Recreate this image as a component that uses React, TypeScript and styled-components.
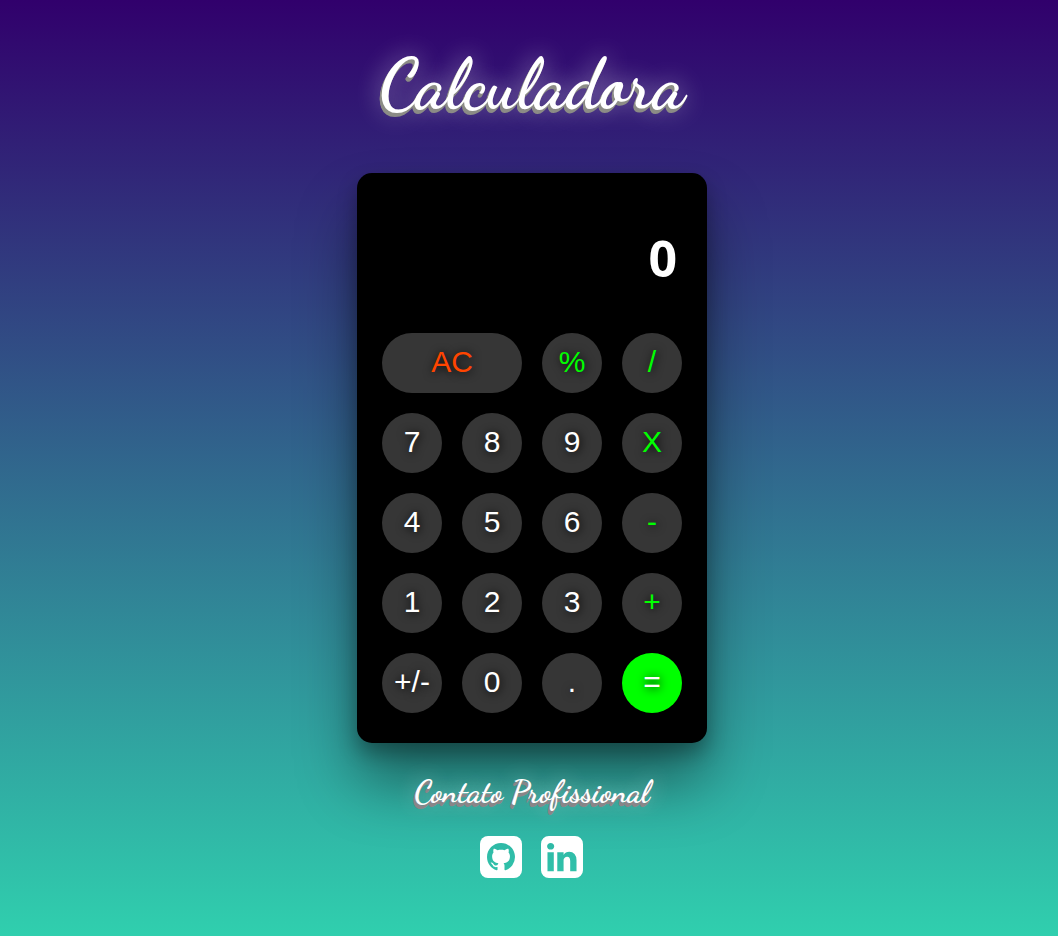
import React, { useState } from 'react';
import styled, { createGlobalStyle } from 'styled-components';

const GlobalStyle = createGlobalStyle`
  * {
    box-sizing: border-box;
    margin: 0;
    padding: 0;
  }

  body {
    min-height: 100vh;
    background: linear-gradient(to bottom, #31006c, #30cfae) no-repeat;
    font-family: 'Liberation Sans', Arial, sans-serif;
  }
`;

const script = `'Dancing Script', cursive`;

const Page = styled.main`
  display: flex;
  flex-direction: column;
  align-items: center;
  min-height: 100vh;
  padding: 41px 0 40px 6px;
  color: #fff;
`;

const Title = styled.h1`
  margin-bottom: 44px;
  font-family: ${script};
  font-size: 70px;
  font-weight: 700;
  line-height: 88px;
  text-shadow:
    -1px 2px 0 #8c8c86,
    -2px 3px 0 #8c8c86,
    -2px 4px 0 #8c8c86,
    0 0 24px rgba(255, 255, 255, 0.55);
`;

const Calculator = styled.section`
  width: 350px;
  padding: 60px 25px 30px;
  border-radius: 15px;
  background: #000;
  box-shadow:
    0 40px 60px rgba(0, 0, 0, 0.4),
    0 10px 20px rgba(0, 0, 0, 0.3);
`;

const Display = styled.output`
  display: block;
  height: 100px;
  padding-right: 5px;
  font-family: 'Open Sans', sans-serif;
  font-size: 50px;
  font-weight: 700;
  line-height: 50px;
  text-align: right;
`;

const Keypad = styled.div`
  display: grid;
  grid-template-columns: repeat(4, 1fr);
  gap: 20px;
`;

type Tone = 'digit' | 'clear' | 'operator' | 'equals';

const tones: Record<Tone, string> = {
  digit: '#fff',
  clear: '#ff4500',
  operator: '#0f0',
  equals: '#fff',
};

const Key = styled.button<{ $tone: Tone }>`
  grid-column: span ${({ $tone }) => ($tone === 'clear' ? 2 : 1)};
  height: 60px;
  padding-bottom: 2px;
  border: none;
  border-radius: 30px;
  background: ${({ $tone }) => ($tone === 'equals' ? '#0f0' : '#363636')};
  color: ${({ $tone }) => tones[$tone]};
  font-family: inherit;
  font-size: 30px;
  text-shadow: 1px 1px 10px #000;
  white-space: nowrap;
  cursor: pointer;
`;

const Contact = styled.footer`
  display: flex;
  flex-direction: column;
  align-items: center;
  padding-top: 29px;
`;

const ContactTitle = styled.h2`
  margin-bottom: 21px;
  font-family: ${script};
  font-size: 32px;
  font-weight: 700;
  line-height: 40px;
  text-shadow:
    -1px 2px 0 #8a8588,
    -2px 3px 0 #8a8588,
    -2px 4px 0 #8a8588,
    0 0 20px rgba(255, 255, 255, 0.5);
`;

const Links = styled.nav`
  display: flex;
  gap: 13px;
`;

const IconLink = styled.a`
  display: flex;
  color: #fff;
`;

const GithubIcon = () => (
  <svg viewBox="0 0 48 48" width="48" height="48" fill="currentColor" aria-hidden="true">
    <mask id="github-mark">
      <rect width="48" height="48" fill="#fff" />
      <path
        fill="#000"
        transform="translate(10 10) scale(1.75)"
        d="M8 0C3.58 0 0 3.58 0 8c0 3.54 2.29 6.53 5.47 7.59.4.07.55-.17.55-.38 0-.19-.01-.82-.01-1.49-2.01.37-2.53-.49-2.69-.94-.09-.23-.48-.94-.82-1.13-.28-.15-.68-.52-.01-.53.63-.01 1.08.58 1.23.82.72 1.21 1.87.87 2.33.66.07-.52.28-.87.51-1.07-1.78-.2-3.64-.89-3.64-3.95 0-.87.31-1.59.82-2.15-.08-.2-.36-1.02.08-2.12 0 0 .67-.21 2.2.82.64-.18 1.32-.27 2-.27s1.36.09 2 .27c1.53-1.04 2.2-.82 2.2-.82.44 1.1.16 1.92.08 2.12.51.56.82 1.27.82 2.15 0 3.07-1.87 3.75-3.65 3.95.29.25.54.73.54 1.48 0 1.07-.01 1.93-.01 2.2 0 .21.15.46.55.38A8.01 8.01 0 0 0 16 8c0-4.42-3.58-8-8-8z"
      />
    </mask>
    <rect x="3" y="3" width="42" height="42" rx="8" mask="url(#github-mark)" />
  </svg>
);

const LinkedinIcon = () => (
  <svg viewBox="0 0 48 48" width="48" height="48" fill="currentColor" aria-hidden="true">
    <path
      transform="translate(3 41.5) scale(0.02734 -0.02734)"
      d="M237 122h231v694h-231v-694zM483 1030q-1 52 -36 86t-93 34t-94.5 -34t-36.5 -86q0 -51 35.5 -85.5t92.5 -34.5h1q59 0 95 34.5t36 85.5zM1068 122h231v398q0 154 -73 233t-193 79q-136 0 -209 -117h2v101h-231q3 -66 0 -694h231v388q0 38 7 56q15 35 45 59.5t74 24.5q116 0 116 -157v-371zM1536 1120v-960q0 -119 -84.5 -203.5t-203.5 -84.5h-960q-119 0 -203.5 84.5t-84.5 203.5v960q0 119 84.5 203.5t203.5 84.5h960q119 0 203.5 -84.5t84.5 -203.5z"
    />
  </svg>
);

const keys: [string, Tone][] = [
  ['AC', 'clear'], ['%', 'operator'], ['/', 'operator'],
  ['7', 'digit'], ['8', 'digit'], ['9', 'digit'], ['X', 'operator'],
  ['4', 'digit'], ['5', 'digit'], ['6', 'digit'], ['-', 'operator'],
  ['1', 'digit'], ['2', 'digit'], ['3', 'digit'], ['+', 'operator'],
  ['+/-', 'digit'], ['0', 'digit'], ['.', 'digit'], ['=', 'equals'],
];

function calculate(a: number, b: number, operator: string) {
  switch (operator) {
    case '+': return a + b;
    case '-': return a - b;
    case 'X': return a * b;
    case '/': return a / b;
    default: return b;
  }
}

export default function App() {
  const [value, setValue] = useState('0');
  const [stored, setStored] = useState(0);
  const [operator, setOperator] = useState('');
  const [fresh, setFresh] = useState(true);

  const press = (key: string) => {
    if (/^\d$/.test(key)) {
      setValue(fresh ? key : value + key);
      setFresh(false);
    } else if (key === '.') {
      if (fresh) setValue('0.');
      else if (!value.includes('.')) setValue(value + '.');
      setFresh(false);
    } else if (key === 'AC') {
      setValue('0');
      setStored(0);
      setOperator('');
      setFresh(true);
    } else if (key === '%') {
      setValue(String(Number(value) / 100));
    } else if (key === '+/-') {
      setValue(String(-Number(value)));
    } else {
      const result = calculate(stored, Number(value), operator);
      setValue(String(result));
      setStored(result);
      setOperator(key === '=' ? '' : key);
      setFresh(true);
    }
  };

  return (
    <>
      <GlobalStyle />
      <Page>
        <Title>Calculadora</Title>
        <Calculator>
          <Display>{value}</Display>
          <Keypad>
            {keys.map(([label, tone]) => (
              <Key key={label} type="button" $tone={tone} onClick={() => press(label)}>
                {label}
              </Key>
            ))}
          </Keypad>
        </Calculator>
        <Contact>
          <ContactTitle>Contato Profissional</ContactTitle>
          <Links>
            <IconLink href="#github" aria-label="GitHub"><GithubIcon /></IconLink>
            <IconLink href="#linkedin" aria-label="LinkedIn"><LinkedinIcon /></IconLink>
          </Links>
        </Contact>
      </Page>
    </>
  );
}
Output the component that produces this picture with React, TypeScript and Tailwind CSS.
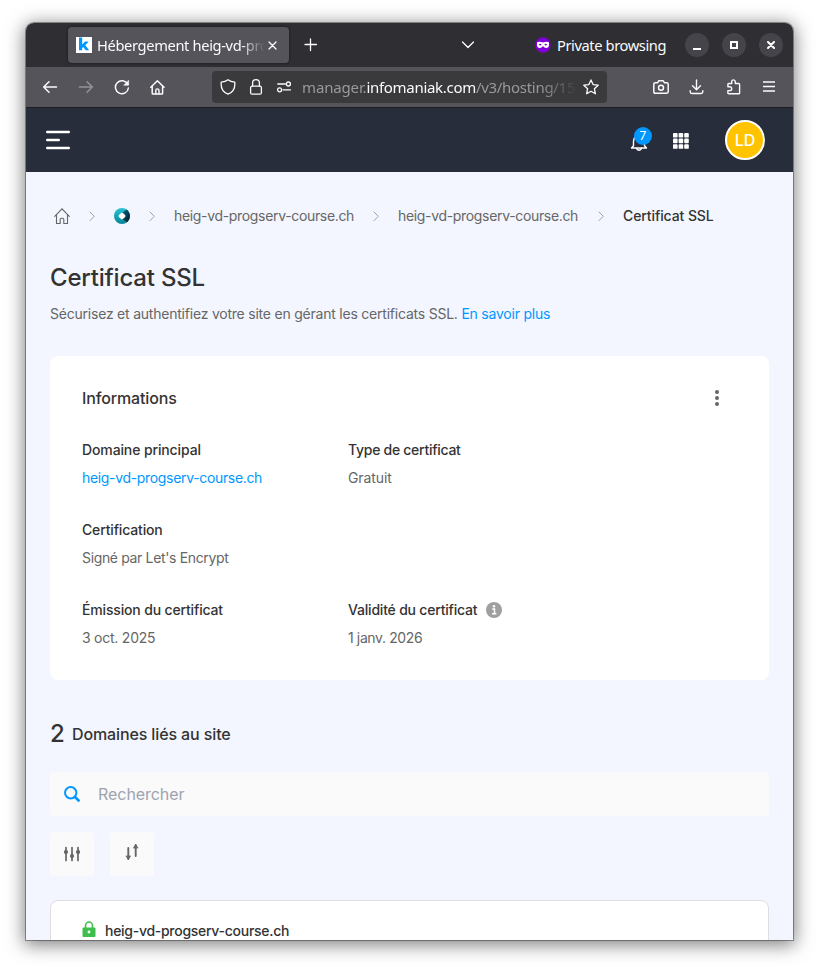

(Written request)
Going over the lines above, work out how many include "this", then give only that number.

(Expected answer)
2